En una discusión de sobremesa salió el tema de las justificaciones, donde dominó la conversación la imperiosa necesidad que tienen unos de opinar de la vida ajena y otros de dar explicaciones a sus hechos.
Esta tertulia improvisada me hizo recordar mi juventud, donde aprendí las lecciones más grandes de mi vida y que dieron paso a la persona que hoy soy.
Bueno o malo, entendí muy joven que las explicaciones sobran y que lo que somos no debe responder a las necesidades o exigencias de los demás; que -sin importar lo que haga- unos alabarán y otros criticarán; que mis decisiones son mías y que solo yo sé, a ciencia cierta, mi realidad y mis posibilidades, pero sobre todo, aprendí que mi vida es mía y de nadie más y que seré la única en pagar el precio de mis aciertos o equivocaciones, y, por ende, debo asumir la responsabilidad de vivir según mis convicciones.
También aprendí que escuchar y observar son las mejores herramientas para aprender y evitar tropezar con piedras que ya fueron obstáculos para muchos y en el camino fui creciendo, valorando a los que me aportan positivamente y dejando pasar a los que, con su negatividad, tratan de robar mis energías.

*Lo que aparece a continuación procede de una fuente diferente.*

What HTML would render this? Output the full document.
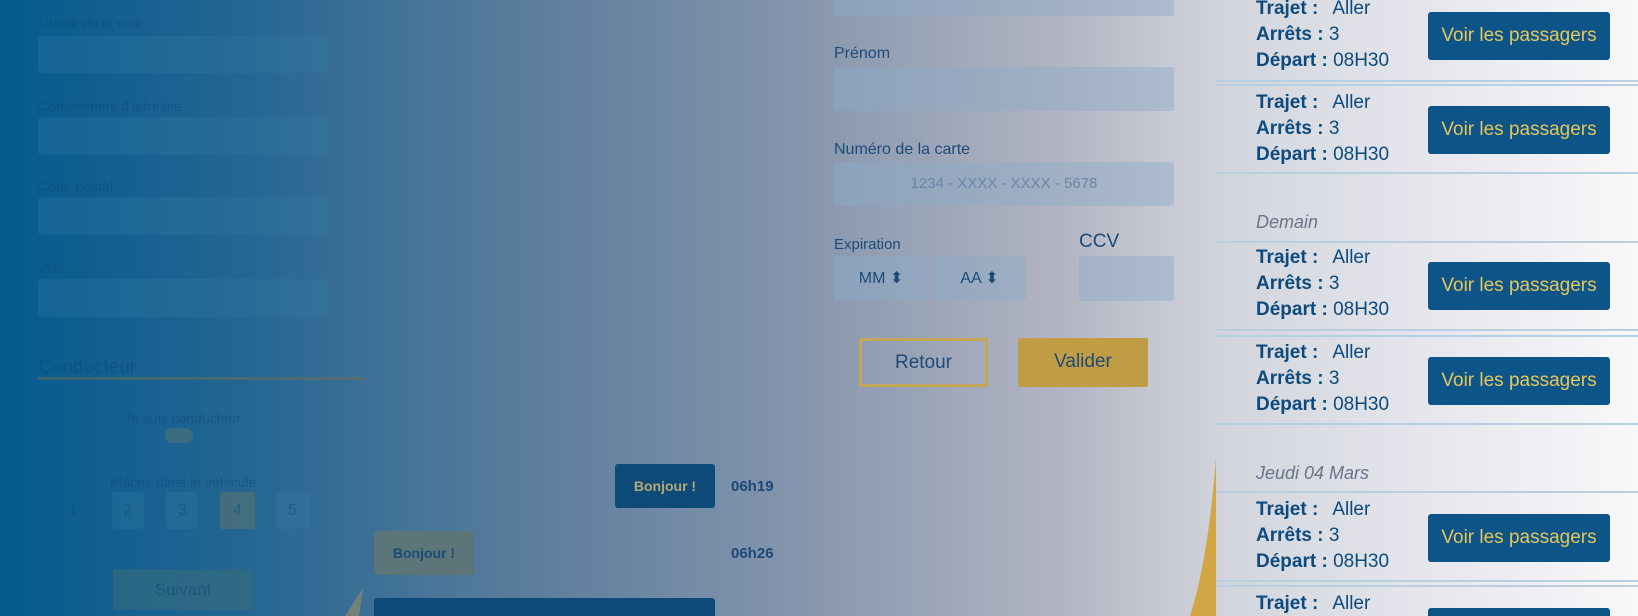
<!DOCTYPE html>
<html style="width:1638px;height:616px;overflow:hidden"><head><meta charset="utf-8"><style>
*{margin:0;padding:0;box-sizing:border-box}
body{width:1638px;height:616px;overflow:hidden;font-family:"Liberation Sans",sans-serif}
#w{position:relative;width:1638px;height:616px;overflow:hidden;
background:linear-gradient(90deg,#055a8e 0%,#246693 15%,#557a9a 30%,#8394ac 48%,#b3b5c3 65%,#d3d5dd 75%,#e6e8ee 88%,#f8f8f9 100%)}
.a{position:absolute}
.lbl{position:absolute;font-size:14px;color:rgba(10,70,120,.45);line-height:16px}
.inp{position:absolute;background:rgba(60,130,170,.22);border-radius:3px}
.mi{position:absolute;background:rgba(140,170,200,.45);border-radius:3px}
.ml{position:absolute;font-size:16px;color:#1d4a78;line-height:18px}
.rt{position:absolute;left:1256px;color:#0d4a7d;font-size:19px;line-height:26px}
.rt b{font-weight:bold}
.rt span{margin-left:14px}
.btn{position:absolute;left:1428px;width:182px;height:48px;background:#0d5589;border-radius:3px;color:#e6c65a;font-size:19px;text-align:center;line-height:48px}
.ln{position:absolute;left:1216px;right:0;height:2px;background:#b9cfe0}
.day{position:absolute;left:1256px;font-style:italic;color:#6a7488;font-size:18px;line-height:20px}
</style></head><body><div id="w">
<div class="lbl" style="left:38px;top:15px">Libellé de la voie</div>
<div class="inp" style="left:38px;top:36px;width:290px;height:37px"></div>
<div class="lbl" style="left:38px;top:98px">Complément d'adresse</div>
<div class="inp" style="left:38px;top:117px;width:290px;height:38px"></div>
<div class="lbl" style="left:38px;top:178px">Code postal</div>
<div class="inp" style="left:38px;top:197px;width:290px;height:38px"></div>
<div class="lbl" style="left:38px;top:260px">Ville</div>
<div class="inp" style="left:38px;top:279px;width:290px;height:38px"></div>
<div class="lbl" style="left:38px;top:357px;font-size:19px;line-height:22px">Conducteur</div>
<div class="a" style="left:38px;top:377px;width:326px;height:3px;background:rgba(110,110,80,.5)"></div>
<div class="lbl" style="left:124px;top:410px">Je suis conducteur</div>
<div class="a" style="left:165px;top:428px;width:28px;height:15px;border-radius:8px;background:rgba(90,120,110,.5)"></div>
<div class="lbl" style="left:110px;top:474px">Places dans le véhicule</div>
<div class="lbl" style="left:68px;top:503px;font-size:16px">1</div>
<div class="inp" style="left:112px;top:492px;width:32px;height:37px"></div><div class="lbl" style="left:123px;top:503px;font-size:16px">2</div>
<div class="inp" style="left:166px;top:492px;width:32px;height:37px"></div><div class="lbl" style="left:178px;top:503px;font-size:16px">3</div>
<div class="a" style="left:220px;top:492px;width:35px;height:37px;background:rgba(90,115,110,.6);border-radius:2px"></div><div class="lbl" style="left:233px;top:503px;font-size:16px">4</div>
<div class="inp" style="left:276px;top:492px;width:34px;height:37px"></div><div class="lbl" style="left:288px;top:503px;font-size:16px">5</div>
<div class="a" style="left:113px;top:569px;width:140px;height:41px;background:rgba(60,110,120,.5);border-radius:2px;color:rgba(10,70,120,.5);text-align:center;line-height:41px;font-size:17px">Suivant</div>

<div class="a" style="left:615px;top:464px;width:100px;height:44px;background:#0d4a78;border-radius:3px;color:#b5a978;font-weight:bold;font-size:14px;text-align:center;line-height:44px">Bonjour !</div>
<div class="a" style="left:731px;top:478px;font-weight:bold;color:#1a4a78;font-size:15px">06h19</div>
<div class="a" style="left:374px;top:531px;width:100px;height:44px;background:#5b7579;border-radius:3px;color:#1a4a78;font-weight:bold;font-size:14px;text-align:center;line-height:44px">Bonjour !</div>
<div class="a" style="left:731px;top:545px;font-weight:bold;color:#1a4a78;font-size:15px">06h26</div>
<div class="a" style="left:374px;top:598px;width:341px;height:30px;background:#0d4a78;border-radius:3px"></div>
<svg class="a" style="left:345px;top:588px" width="20" height="28"><path d="M18 0 L14 28 L0 28 Z" fill="#8a8a6a" opacity=".7"/></svg>

<div class="mi" style="left:834px;top:0;width:340px;height:16px"></div>
<div class="ml" style="left:834px;top:45px">Prénom</div>
<div class="mi" style="left:834px;top:67px;width:340px;height:44px"></div>
<div class="ml" style="left:834px;top:141px">Numéro de la carte</div>
<div class="mi" style="left:834px;top:162px;width:340px;height:44px;text-align:center;line-height:44px;color:#6a86a8;font-size:15px">1234 - XXXX - XXXX - 5678</div>
<div class="ml" style="left:834px;top:236px;font-size:15px">Expiration</div>
<div class="ml" style="left:1079px;top:231px;font-size:19px;line-height:22px">CCV</div>
<div class="mi" style="left:834px;top:256px;width:94px;height:45px;text-align:center;line-height:45px;color:#1d4a78;font-size:16px">MM ⬍</div>
<div class="mi" style="left:933px;top:256px;width:93px;height:45px;text-align:center;line-height:45px;color:#1d4a78;font-size:16px">AA ⬍</div>
<div class="mi" style="left:1079px;top:256px;width:95px;height:45px"></div>
<div class="a" style="left:859px;top:338px;width:129px;height:49px;border:3px solid #c2a757;border-radius:2px;color:#1d4a78;font-size:19px;text-align:center;line-height:43px">Retour</div>
<div class="a" style="left:1018px;top:338px;width:130px;height:49px;background:#c09d44;border-radius:2px;color:#1d4a78;font-size:19px;text-align:center;line-height:47px">Valider</div>

<svg class="a" style="left:1160px;top:450px" width="60" height="166"><path d="M56 8 Q48 110 30 166 L56 166 Z" fill="#d2a545"/></svg>

<div class="rt" style="top:-4px"><b>Trajet :</b><span>Aller</span><br><b>Arrêts :</b> 3<br><b>Départ :</b> 08H30</div>
<div class="btn" style="top:12px">Voir les passagers</div>
<div class="ln" style="top:80px"></div><div class="ln" style="top:84px"></div>
<div class="rt" style="top:90px"><b>Trajet :</b><span>Aller</span><br><b>Arrêts :</b> 3<br><b>Départ :</b> 08H30</div>
<div class="btn" style="top:106px">Voir les passagers</div>
<div class="ln" style="top:172px"></div>
<div class="day" style="top:212px">Demain</div>
<div class="ln" style="top:241px"></div>
<div class="rt" style="top:245px"><b>Trajet :</b><span>Aller</span><br><b>Arrêts :</b> 3<br><b>Départ :</b> 08H30</div>
<div class="btn" style="top:262px">Voir les passagers</div>
<div class="ln" style="top:329px"></div><div class="ln" style="top:335px"></div>
<div class="rt" style="top:340px"><b>Trajet :</b><span>Aller</span><br><b>Arrêts :</b> 3<br><b>Départ :</b> 08H30</div>
<div class="btn" style="top:357px">Voir les passagers</div>
<div class="ln" style="top:423px"></div>
<div class="day" style="top:463px">Jeudi 04 Mars</div>
<div class="ln" style="top:491px"></div>
<div class="rt" style="top:497px"><b>Trajet :</b><span>Aller</span><br><b>Arrêts :</b> 3<br><b>Départ :</b> 08H30</div>
<div class="btn" style="top:514px">Voir les passagers</div>
<div class="ln" style="top:580px"></div><div class="ln" style="top:585px"></div>
<div class="rt" style="top:591px"><b>Trajet :</b><span>Aller</span></div>
<div class="btn" style="top:608px">Voir les passagers</div>
</div></body></html>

Por las redes anda rodando un post que reza: “No des explicaciones, pues tus amigos no las necesitan y tus enemigos no te las creerán”, la misma que escuché de mi instructora en un taller que inicié el sábado pasado. Es decir, están sintonizados.
Las cosas no pasan porque sí, pues todo tiene una razón de ser y la de la columna de esta semana es trasmitir un mensaje: lo que hacemos debe hacernos feliz a nosotros, no a los demás.